This is the part 3 and the final installation of my eventful visit to the police station. You can read the proper posts on my site (somewhere).
Me: [proceeding to use my phone]
P1: Please do not turn on your phone.
Me: I don’t remember the time – if you want to know the exact time, I can tell you but only if I can look at the pictures and the timestamp on my phone.
P1: You cannot turn on your phone. Please leave it switched off.
Me: Fine – the time was evening. It was nearly sunset. We were on our way to eat at this Jamaican place but when we got there, it was closed so we decided to stop at any place that was opened.
P1: Did he drink while he was having dinner with you?
Me: No. We drank tea.
P1: Do you know how to drive a car?
P1: Do you have a valid drivers’ license?
Me: Seriously? I mean why would I have one? No.
P1: What happened after dinner?
Me: Nothing. He dropped me off and I got home. I continued setting up my washing machine and ended up soaked. I sent a message to him to say thank you – that was about an hour after I returned home I think. He sent a message back saying he drove into a lamppost but it wasn’t a serious thing. I wasn’t concerned at all because I didn’t know anything about Japanese laws and usually in Thailand or Burma, it’s a minor thing especially if there is no or very little damage- like making a hard turn instead of a drunken turn.
P1: Please let me re-read the report to you and see if you agree on it or not.
P1: [Proceeded to show me the gosh darn folder again] Is this the car registration plate and the car that you were in?
Me: I don’t know how to read hiragana so I don’t know if that is the number.
P1: You speak no Japanese?
Me: Not a single word.
P1: But you decided to come to Japan anyway.
Me: I got a good job offer so I came. Good jobs are difficult to come by. And I was heart-broken in Thailand and I just wanted to start fresh.
P2: [Editing the paper – printing it again]
So at this point the policeman re-read the report which to sum up very directly is that I am a helpless person who had just arrived in Japan and my colleague needed to help me so he rented a car and he drove me around to get some stuff.
Now comes the troublesome part.
P1: In Japan, this is a very serious crime. So we want you to remember this. If a person have been living in Japan for more than 6 months, they cannot drive with a license from another country. They need to have a Japanese license. If a passenger gets in the car with a person who has no valid drivers’ license, they are also committing the same crime as the driver.
Me: [At this point my legs were like jelly and I had an urge to throw up]
P1: Please remember this for the next time. We want you recite these rules and remember them and sign that you remember them before you leave the police station.
Me: Sure – I remember them. But what would you like me to sign?
P1: That you know the rules now and that next time, you get caught sitting next to a person without a drivers license in a car as the driver, then you will also be charged.
Me: I don’t think I want to sign that. I mean I know the rules now and I also don’t want to get into any car with any person anymore.
P1: You must sign.
Me: Why do I have to sign?
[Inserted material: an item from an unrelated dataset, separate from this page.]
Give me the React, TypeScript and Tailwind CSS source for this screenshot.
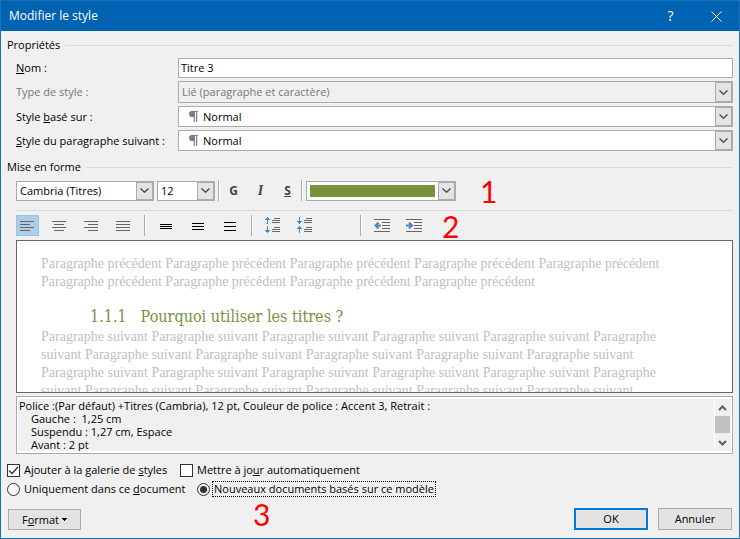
import React from 'react';

type IconProps = { children: React.ReactNode; color?: string };

const Icon: React.FC<IconProps> = ({ children, color = '#666666' }) => (
  <svg width="17" height="17" viewBox="0 0 17 17" stroke={color} fill="none" shapeRendering="crispEdges" aria-hidden="true">
    {children}
  </svg>
);

const Chevron = () => (
  <svg width="9" height="5" viewBox="0 0 9 5" fill="none" stroke="#444444" strokeWidth="1.3" aria-hidden="true">
    <path d="M0.5 0.5 4.5 4.2 8.5 0.5" />
  </svg>
);

const Pilcrow = () => (
  <svg className="ml-[10px] shrink-0" width="9" height="11" viewBox="0 0 9 11" fill="#7f7a94" aria-hidden="true">
    <path d="M3 0H9V1H8.2V11H7V1H6V11H4.8V6H3A3 3 0 0 1 3 0Z" />
  </svg>
);

interface ComboProps {
  id: string;
  label?: string;
  value: string;
  className: string;
  selectClass?: string;
  disabled?: boolean;
  icon?: React.ReactNode;
}

const Combo: React.FC<ComboProps> = ({ id, label, value, className, selectClass = 'pl-[3px]', disabled, icon }) => (
  <div className={`flex items-center border border-[#ababab] ${disabled ? 'bg-[#f0f0f0]' : 'bg-white'} ${className}`}>
    {icon}
    <select
      id={id}
      aria-label={label}
      disabled={disabled}
      className={`h-full min-w-0 flex-1 appearance-none bg-transparent outline-none disabled:text-[#777777] disabled:opacity-100 ${selectClass}`}
    >
      <option>{value}</option>
    </select>
    <ComboArrow />
  </div>
);

const ComboArrow = () => (
  <span className="pointer-events-none flex w-[17px] shrink-0 items-center justify-center self-stretch border border-[#ababab] bg-[#e3e3e3]">
    <Chevron />
  </span>
);

const GroupTitle: React.FC<{ children: React.ReactNode }> = ({ children }) => (
  <div className="flex h-4 items-center gap-[5px]">
    <h2>{children}</h2>
    <div className="h-px flex-1 bg-[#dadada]" />
  </div>
);

const Separator = () => <div className="w-[2px] self-stretch border-l border-[#ababab] bg-[#fafafa]" />;

const Mark: React.FC<{ children: React.ReactNode; className: string }> = ({ children, className }) => (
  <span className={`font-['Lato',sans-serif] text-[30px] leading-[20px] text-[#ff0000] ${className}`}>{children}</span>
);

const ToolButton: React.FC<{ label: string; active?: boolean; children: React.ReactNode }> = ({ label, active, children }) => (
  <button
    type="button"
    aria-label={label}
    className={`flex h-[21px] w-[23px] items-center justify-center border ${
      active ? 'border-[#88c9f0] bg-[#b1cde5]' : 'border-transparent'
    }`}
  >
    {children}
  </button>
);

const repeat = (text: string, count: number) => Array(count).fill(text).join(' ');

const App: React.FC = () => {
  return (
    <div className="border border-[#1a70b8] bg-[#f0f0f0] font-['Open_Sans','Noto_Sans',sans-serif] text-[11px] leading-4 text-black">
      <header className="flex h-[30px] items-center bg-[#0063b1] pl-2 text-white">
        <h1 className="flex-1 text-[12px]">Modifier le style</h1>
        <button type="button" aria-label="Aide" className="w-[45px] text-[14px]">?</button>
        <button type="button" aria-label="Fermer" className="flex w-[46px] justify-center">
          <svg width="11" height="11" viewBox="0 0 11 11" stroke="white" aria-hidden="true">
            <path d="M0.5 0.5 10.5 10.5M10.5 0.5 0.5 10.5" />
          </svg>
        </button>
      </header>

      <form className="px-[6px] pt-[6px] pb-[8px]" onSubmit={(e) => e.preventDefault()}>
        <GroupTitle>Propriétés</GroupTitle>

        <div className="mt-[5px] grid grid-cols-[162px_1fr] items-center gap-y-[3px] pl-[9px]">
          <label htmlFor="name"><u>N</u>om :</label>
          <input id="name" type="text" defaultValue="Titre 3" className="h-5 border border-[#ababab] bg-white pb-px pl-[2px] outline-none" />
          <label htmlFor="type" className="text-[#777777]">Type de style :</label>
          <Combo id="type" value="Lié (paragraphe et caractère)" className="h-[22px]" disabled />
          <label htmlFor="based">Style <u>b</u>asé sur :</label>
          <Combo id="based" value="Normal" className="h-[21px]" selectClass="pl-[5px]" icon={<Pilcrow />} />
          <label htmlFor="next"><u>S</u>tyle du paragraphe suivant :</label>
          <Combo id="next" value="Normal" className="h-[21px]" selectClass="pl-[5px]" icon={<Pilcrow />} />
        </div>

        <div className="mt-2">
          <GroupTitle>Mise en forme</GroupTitle>
        </div>

        <div className="pl-[9px]">
          <div className="mt-[5px] flex h-[21px] items-center">
            <Combo id="font" label="Police" value="Cambria (Titres)" className="h-5 w-[138px]" />
            <Combo id="size" label="Taille" value="12" className="mx-[3px] h-5 w-[58px]" />
            <Separator />
            <div className="flex w-[81px] justify-around text-[12px] text-[#444444]">
              <button type="button" aria-label="Gras" className="w-6 font-bold">G</button>
              <button type="button" aria-label="Italique" className="w-6 font-['Liberation_Serif',serif] text-[14px] font-bold italic">I</button>
              <button type="button" aria-label="Souligné" className="w-6 font-bold underline">S</button>
            </div>
            <Separator />
            <button type="button" aria-label="Couleur de police" className="ml-[3px] flex h-5 w-[150px] items-center border border-[#ababab] bg-white pl-[3px]">
              <span className="mr-[3px] h-3 flex-1 bg-[#76923c]" />
              <ComboArrow />
            </button>
            <Mark className="ml-6">1</Mark>
          </div>

          <div className="mt-[9px] h-px bg-[#dadada]" />

          <div className="mt-1 flex h-[21px] items-center gap-[9px]">
            <ToolButton label="Aligner à gauche" active>
              <Icon><path d="M1 4.5H15M1 7.5H11M1 10.5H15M1 13.5H11" /></Icon>
            </ToolButton>
            <ToolButton label="Centrer">
              <Icon><path d="M1 4.5H15M3 7.5H13M1 10.5H15M3 13.5H13" /></Icon>
            </ToolButton>
            <ToolButton label="Aligner à droite">
              <Icon><path d="M1 4.5H15M5 7.5H15M1 10.5H15M5 13.5H15" /></Icon>
            </ToolButton>
            <ToolButton label="Justifier">
              <Icon><path d="M1 4.5H15M1 7.5H15M1 10.5H15M1 13.5H15" /></Icon>
            </ToolButton>
            <Separator />
            <ToolButton label="Interligne simple">
              <Icon color="#000000"><path d="M2 7.5H14M2 9.5H14M2 11.5H14" /></Icon>
            </ToolButton>
            <ToolButton label="Interligne 1,5">
              <Icon color="#000000"><path d="M2 6.5H14M2 9.5H14M2 12.5H14" /></Icon>
            </ToolButton>
            <ToolButton label="Interligne double">
              <Icon color="#000000"><path d="M2 5.5H14M2 9.5H14M2 13.5H14" /></Icon>
            </ToolButton>
            <Separator />
            <ToolButton label="Augmenter l'espacement">
              <Icon>
                <path d="M9 1.5H15M7 3.5H15M7 5.5H15M9 10.5H15M7 12.5H15M7 14.5H15" />
                <path stroke="#4a86c0" d="M2.5 0V7M1 1.5H4M0 2.5H5M2.5 9V16M1 14.5H4M0 13.5H5" />
              </Icon>
            </ToolButton>
            <ToolButton label="Réduire l'espacement">
              <Icon>
                <path d="M9 1.5H15M7 3.5H15M7 5.5H15M9 10.5H15M7 12.5H15M7 14.5H15" />
                <path stroke="#4a86c0" d="M2.5 0V7M1 5.5H4M0 4.5H5M2.5 9V16M1 10.5H4M0 11.5H5" />
              </Icon>
            </ToolButton>
            <div className="w-[25px]" />
            <Separator />
            <ToolButton label="Diminuer le retrait">
              <Icon>
                <path d="M0 2.5H16M8 5.5H16M8 8.5H16M8 11.5H16M0 14.5H16" />
                <path stroke="#4a86c0" strokeWidth="2" shapeRendering="auto" d="M1 8.5H7M4.5 5.5 1.5 8.5 4.5 11.5" />
              </Icon>
            </ToolButton>
            <ToolButton label="Augmenter le retrait">
              <Icon>
                <path d="M0 2.5H16M8 5.5H16M8 8.5H16M8 11.5H16M0 14.5H16" />
                <path stroke="#4a86c0" strokeWidth="2" shapeRendering="auto" d="M0 8.5H6M3 5.5 6 8.5 3 11.5" />
              </Icon>
            </ToolButton>
            <Mark className="ml-[7px]">2</Mark>
          </div>

          <div className="mt-1 h-[153px] overflow-hidden border border-[#666666] bg-white pt-[14px] pr-[42px] pl-6 font-['Liberation_Serif',serif] text-[14px] leading-[18px] text-[#c0c0c0]">
            <p>{repeat('Paragraphe précédent', 9)}</p>
            <h3 className="mt-[15px] flex gap-[14px] pl-[49px] font-['DejaVu_Serif_Condensed','DejaVu_Serif',serif] text-[16px] leading-[22px] text-[#76923c]">
              <span>1.1.1</span>
              <span>Pourquoi utiliser les titres ?</span>
            </h3>
            <p>{repeat('Paragraphe suivant', 22)}</p>
          </div>

          <div className="mt-[3px] flex h-[58px] border border-[#ababab] bg-white px-px py-[2px]">
            <div className="flex-1 overflow-hidden bg-[#f0f0f0] pl-px text-[11px] leading-[13px]">
              <p>Police :(Par défaut) +Titres (Cambria), 12 pt, Couleur de police : Accent 3, Retrait :</p>
              <div className="pl-3">
                <p className="whitespace-pre">Gauche :  1,25 cm</p>
                <p>Suspendu : 1,27 cm, Espace</p>
                <p>Avant : 2 pt</p>
              </div>
            </div>
            <div className="ml-px flex w-4 flex-col items-center bg-[#f0f0f0] pr-px" aria-hidden="true">
              <svg width="15" height="17" viewBox="0 0 15 17" fill="none" stroke="#606060" strokeWidth="2">
                <path d="M4 11 7.5 7.5 11 11" />
              </svg>
              <div className="h-[17px] w-full bg-[#c2c2c2]" />
              <svg width="15" height="17" viewBox="0 0 15 17" fill="none" stroke="#606060" strokeWidth="2">
                <path d="M4 8 7.5 11.5 11 8" />
              </svg>
            </div>
          </div>
        </div>

        <div className="mt-2 flex h-4 items-center">
          <label className="flex w-[173px] items-center gap-1 whitespace-nowrap">
            <input type="checkbox" defaultChecked className="peer sr-only" />
            <span className="flex size-[13px] items-center justify-center border border-[#333333] bg-white">
              <svg width="11" height="11" viewBox="0 0 11 11" fill="none" stroke="#333333" strokeWidth="1.3" aria-hidden="true">
                <path d="M1 5.5 4 8.5 10 2" />
              </svg>
            </span>
            <span>Ajouter à la galerie de <u>s</u>tyles</span>
          </label>
          <label className="flex items-center gap-1 whitespace-nowrap">
            <input type="checkbox" className="size-[13px] appearance-none border border-[#333333] bg-white" />
            <span>Mettre à jo<u>u</u>r automatiquement</span>
          </label>
        </div>

        <div className="mt-[3px] flex h-4 items-center">
          <label className="flex w-[190px] items-center gap-1 whitespace-nowrap">
            <input type="radio" name="scope" className="size-[13px] appearance-none rounded-full border border-[#333333] bg-white" />
            <span>Uniquement dans ce <u>d</u>ocument</span>
          </label>
          <label className="flex items-center gap-[2px] whitespace-nowrap">
            <input
              type="radio"
              name="scope"
              defaultChecked
              className="size-[13px] appearance-none rounded-full border border-[#333333] bg-white checked:bg-[#333333] checked:bg-clip-content checked:p-[2px]"
            />
            <span className="border border-dotted border-black px-px leading-[14px]">Nouveaux documents basés sur ce modèle</span>
          </label>
        </div>

        <div className="flex h-[33px] items-end">
          <button type="button" className="ml-px flex h-[21px] w-[73px] items-center justify-center gap-[3px] border border-[#ababab] bg-[#e3e3e3]">
            <span>F<u>o</u>rmat</span>
            <svg width="5" height="3" viewBox="0 0 5 3" fill="#000000" shapeRendering="crispEdges" aria-hidden="true"><path d="M0 0H5V1H4V2H3V3H2V2H1V1H0Z" /></svg>
          </button>
          <Mark className="ml-[172px] self-center">3</Mark>
          <button type="submit" className="ml-auto h-[22px] w-[74px] border-2 border-[#0078d7] bg-[#e3e3e3]">OK</button>
          <button type="button" className="mr-px ml-[10px] h-[22px] w-[74px] border border-[#ababab] bg-[#e3e3e3]">Annuler</button>
        </div>
      </form>
    </div>
  );
};

export default App;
I didn’t do anything wrong.
P1: You don’t sign, you can’t leave. We need your signature.
Me: I’ve already told you everything. I really don’t want to sign anything like that. I came to answer your questions.
P1: This is the procedure. You must sign and you can leave.
Me: Can I use my phone?
P1: No. Please sign.
Me: I really don’t know.
P1: Are you lying? Is there anything that is not true in this report?
Me: What – no! It’s all true but I’m not that helpless. I just don’t want to have a record in a police station. I never had that in any country I have lived before.
P1: We will wait for you to sign. Your colleague is waiting for you downstairs already.
Me: Which one?
Me: Guy or girl?
P1: It is a woman waiting for you downstairs.
Me: Fine, I’ll sign it but only because I need to go back and prepare to teach.
P1: Thank you.
Me: [signing the document very slowly]
P1: If you’re done, you may go.
[I got up and walked out the door but realised I forgot something and turned to go back into the interrogation room but went into the wrong room instead]
Me: Oops. Sorry.
P1: [came running out of his room and ushered me to the outside world]
When I got downstairs, my colleague was there and she asked me how it was and I said I needed to pee like I’m Sea Biscuit. A few weeks later, we found out he was fined for driving without a license but he wasn’t going to serve any time behind bars. A great big relief. So this concludes my adventure to the police station that no one asked for.